# Records to use

- - - - - - -

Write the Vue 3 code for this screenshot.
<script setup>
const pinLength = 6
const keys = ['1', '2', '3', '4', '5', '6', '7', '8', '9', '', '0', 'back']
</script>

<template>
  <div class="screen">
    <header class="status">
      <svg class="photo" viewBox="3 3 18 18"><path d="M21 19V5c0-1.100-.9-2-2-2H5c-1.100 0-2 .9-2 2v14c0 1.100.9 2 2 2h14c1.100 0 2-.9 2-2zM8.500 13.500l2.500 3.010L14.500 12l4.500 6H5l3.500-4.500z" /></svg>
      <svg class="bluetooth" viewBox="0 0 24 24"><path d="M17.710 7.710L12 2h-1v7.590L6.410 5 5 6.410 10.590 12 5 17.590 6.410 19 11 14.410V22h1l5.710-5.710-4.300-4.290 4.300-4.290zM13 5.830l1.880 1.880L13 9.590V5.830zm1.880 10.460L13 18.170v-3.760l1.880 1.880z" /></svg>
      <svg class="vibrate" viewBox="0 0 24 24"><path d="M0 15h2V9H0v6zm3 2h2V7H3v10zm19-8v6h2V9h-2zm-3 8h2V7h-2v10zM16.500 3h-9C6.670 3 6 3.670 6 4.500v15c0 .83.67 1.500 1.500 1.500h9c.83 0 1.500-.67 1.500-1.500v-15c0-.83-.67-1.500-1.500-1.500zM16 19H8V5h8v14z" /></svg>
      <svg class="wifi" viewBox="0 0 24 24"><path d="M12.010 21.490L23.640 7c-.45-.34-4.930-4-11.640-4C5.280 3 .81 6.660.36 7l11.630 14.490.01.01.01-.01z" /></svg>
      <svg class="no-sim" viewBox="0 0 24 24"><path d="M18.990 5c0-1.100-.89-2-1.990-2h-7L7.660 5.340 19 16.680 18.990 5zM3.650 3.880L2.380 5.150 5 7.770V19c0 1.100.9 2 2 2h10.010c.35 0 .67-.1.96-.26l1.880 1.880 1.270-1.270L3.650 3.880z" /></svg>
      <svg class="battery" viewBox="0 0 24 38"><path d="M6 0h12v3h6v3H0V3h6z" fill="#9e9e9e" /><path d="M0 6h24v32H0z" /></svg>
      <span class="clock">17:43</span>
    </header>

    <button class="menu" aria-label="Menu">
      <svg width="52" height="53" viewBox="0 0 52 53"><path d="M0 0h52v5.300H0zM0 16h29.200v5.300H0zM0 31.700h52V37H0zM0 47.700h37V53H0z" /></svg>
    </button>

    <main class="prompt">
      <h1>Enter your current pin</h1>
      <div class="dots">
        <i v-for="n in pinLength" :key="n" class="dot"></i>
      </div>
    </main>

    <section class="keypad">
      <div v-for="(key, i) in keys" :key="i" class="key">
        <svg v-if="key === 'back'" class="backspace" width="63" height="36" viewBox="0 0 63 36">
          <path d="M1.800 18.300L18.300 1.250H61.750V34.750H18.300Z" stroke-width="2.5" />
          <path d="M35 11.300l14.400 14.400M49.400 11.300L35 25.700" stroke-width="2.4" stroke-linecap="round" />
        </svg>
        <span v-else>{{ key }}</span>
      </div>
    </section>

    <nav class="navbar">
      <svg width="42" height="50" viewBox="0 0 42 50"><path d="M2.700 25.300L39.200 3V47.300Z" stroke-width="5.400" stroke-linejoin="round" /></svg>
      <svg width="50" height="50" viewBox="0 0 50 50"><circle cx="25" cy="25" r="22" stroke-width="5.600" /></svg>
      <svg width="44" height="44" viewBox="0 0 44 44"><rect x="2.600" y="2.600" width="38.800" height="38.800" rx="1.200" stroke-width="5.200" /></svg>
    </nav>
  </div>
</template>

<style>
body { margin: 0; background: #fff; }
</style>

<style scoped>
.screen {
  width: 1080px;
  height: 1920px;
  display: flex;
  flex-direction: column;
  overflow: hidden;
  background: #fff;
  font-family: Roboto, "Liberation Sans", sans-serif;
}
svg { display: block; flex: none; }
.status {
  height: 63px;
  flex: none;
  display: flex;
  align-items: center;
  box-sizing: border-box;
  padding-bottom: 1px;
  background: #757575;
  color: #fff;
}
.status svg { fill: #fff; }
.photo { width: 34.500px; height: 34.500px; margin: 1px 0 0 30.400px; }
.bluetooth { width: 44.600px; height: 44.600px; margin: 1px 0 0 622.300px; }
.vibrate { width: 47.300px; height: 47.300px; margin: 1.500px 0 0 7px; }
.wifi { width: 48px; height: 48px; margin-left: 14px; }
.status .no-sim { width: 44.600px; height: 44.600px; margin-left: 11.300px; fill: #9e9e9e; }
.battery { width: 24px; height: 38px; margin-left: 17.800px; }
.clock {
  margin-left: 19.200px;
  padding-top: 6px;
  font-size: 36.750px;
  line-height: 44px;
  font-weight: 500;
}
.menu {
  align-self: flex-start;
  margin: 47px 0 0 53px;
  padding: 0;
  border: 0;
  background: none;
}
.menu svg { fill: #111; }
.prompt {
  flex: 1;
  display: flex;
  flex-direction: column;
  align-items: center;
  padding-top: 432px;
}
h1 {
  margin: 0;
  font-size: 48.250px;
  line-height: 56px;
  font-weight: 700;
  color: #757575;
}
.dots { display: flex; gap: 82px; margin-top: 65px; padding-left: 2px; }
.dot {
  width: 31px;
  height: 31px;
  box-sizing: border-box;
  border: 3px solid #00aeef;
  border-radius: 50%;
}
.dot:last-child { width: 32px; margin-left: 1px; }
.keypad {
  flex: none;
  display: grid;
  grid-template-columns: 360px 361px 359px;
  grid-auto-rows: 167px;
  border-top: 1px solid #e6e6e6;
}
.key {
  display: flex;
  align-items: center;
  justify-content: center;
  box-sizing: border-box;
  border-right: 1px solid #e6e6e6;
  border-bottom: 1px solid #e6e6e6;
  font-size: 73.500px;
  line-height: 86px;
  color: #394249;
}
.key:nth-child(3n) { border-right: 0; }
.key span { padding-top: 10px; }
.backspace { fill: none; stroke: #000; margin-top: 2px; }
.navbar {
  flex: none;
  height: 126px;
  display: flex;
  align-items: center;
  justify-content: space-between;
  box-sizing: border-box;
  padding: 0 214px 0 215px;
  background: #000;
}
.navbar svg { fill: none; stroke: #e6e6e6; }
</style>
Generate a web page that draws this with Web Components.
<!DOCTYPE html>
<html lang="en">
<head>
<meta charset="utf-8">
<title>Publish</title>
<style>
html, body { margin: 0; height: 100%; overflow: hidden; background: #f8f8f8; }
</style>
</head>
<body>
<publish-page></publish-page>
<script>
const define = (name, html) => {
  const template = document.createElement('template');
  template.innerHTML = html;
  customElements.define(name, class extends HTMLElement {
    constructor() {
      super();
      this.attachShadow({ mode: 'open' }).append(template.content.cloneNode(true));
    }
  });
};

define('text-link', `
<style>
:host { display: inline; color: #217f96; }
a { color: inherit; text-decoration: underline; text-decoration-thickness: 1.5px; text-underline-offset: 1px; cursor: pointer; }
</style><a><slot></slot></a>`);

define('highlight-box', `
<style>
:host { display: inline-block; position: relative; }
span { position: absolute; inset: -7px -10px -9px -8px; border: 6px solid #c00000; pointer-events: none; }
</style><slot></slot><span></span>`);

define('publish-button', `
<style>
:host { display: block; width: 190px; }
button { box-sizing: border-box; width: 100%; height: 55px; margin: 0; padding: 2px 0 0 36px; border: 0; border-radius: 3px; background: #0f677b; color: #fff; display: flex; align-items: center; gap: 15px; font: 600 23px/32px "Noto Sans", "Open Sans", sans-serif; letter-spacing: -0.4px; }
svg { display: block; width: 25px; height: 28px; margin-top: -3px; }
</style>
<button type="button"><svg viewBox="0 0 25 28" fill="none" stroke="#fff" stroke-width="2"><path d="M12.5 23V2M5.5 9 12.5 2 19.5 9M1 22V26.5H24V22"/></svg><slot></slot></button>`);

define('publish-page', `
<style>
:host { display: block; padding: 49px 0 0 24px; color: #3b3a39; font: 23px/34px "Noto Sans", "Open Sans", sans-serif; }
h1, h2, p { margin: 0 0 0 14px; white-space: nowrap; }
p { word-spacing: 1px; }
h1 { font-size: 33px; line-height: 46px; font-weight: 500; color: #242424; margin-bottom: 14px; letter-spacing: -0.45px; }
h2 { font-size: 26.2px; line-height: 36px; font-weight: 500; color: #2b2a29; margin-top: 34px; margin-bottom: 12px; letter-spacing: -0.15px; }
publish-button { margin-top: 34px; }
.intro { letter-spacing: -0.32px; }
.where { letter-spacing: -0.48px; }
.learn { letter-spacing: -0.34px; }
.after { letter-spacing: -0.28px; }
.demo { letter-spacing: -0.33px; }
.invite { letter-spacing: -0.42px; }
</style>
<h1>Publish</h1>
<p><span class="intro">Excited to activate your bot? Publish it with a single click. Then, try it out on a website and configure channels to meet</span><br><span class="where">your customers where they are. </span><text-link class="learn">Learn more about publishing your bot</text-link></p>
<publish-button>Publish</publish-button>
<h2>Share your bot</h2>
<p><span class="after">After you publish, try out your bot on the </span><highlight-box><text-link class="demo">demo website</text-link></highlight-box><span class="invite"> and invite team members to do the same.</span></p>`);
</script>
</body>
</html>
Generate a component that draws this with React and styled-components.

- - - - - - -

# Prompt
Find the lines above holding the word "that" and show them.

# Response to the exercise
Generate a web page that draws this with Web Components.
Generate a component that draws this with React and styled-components.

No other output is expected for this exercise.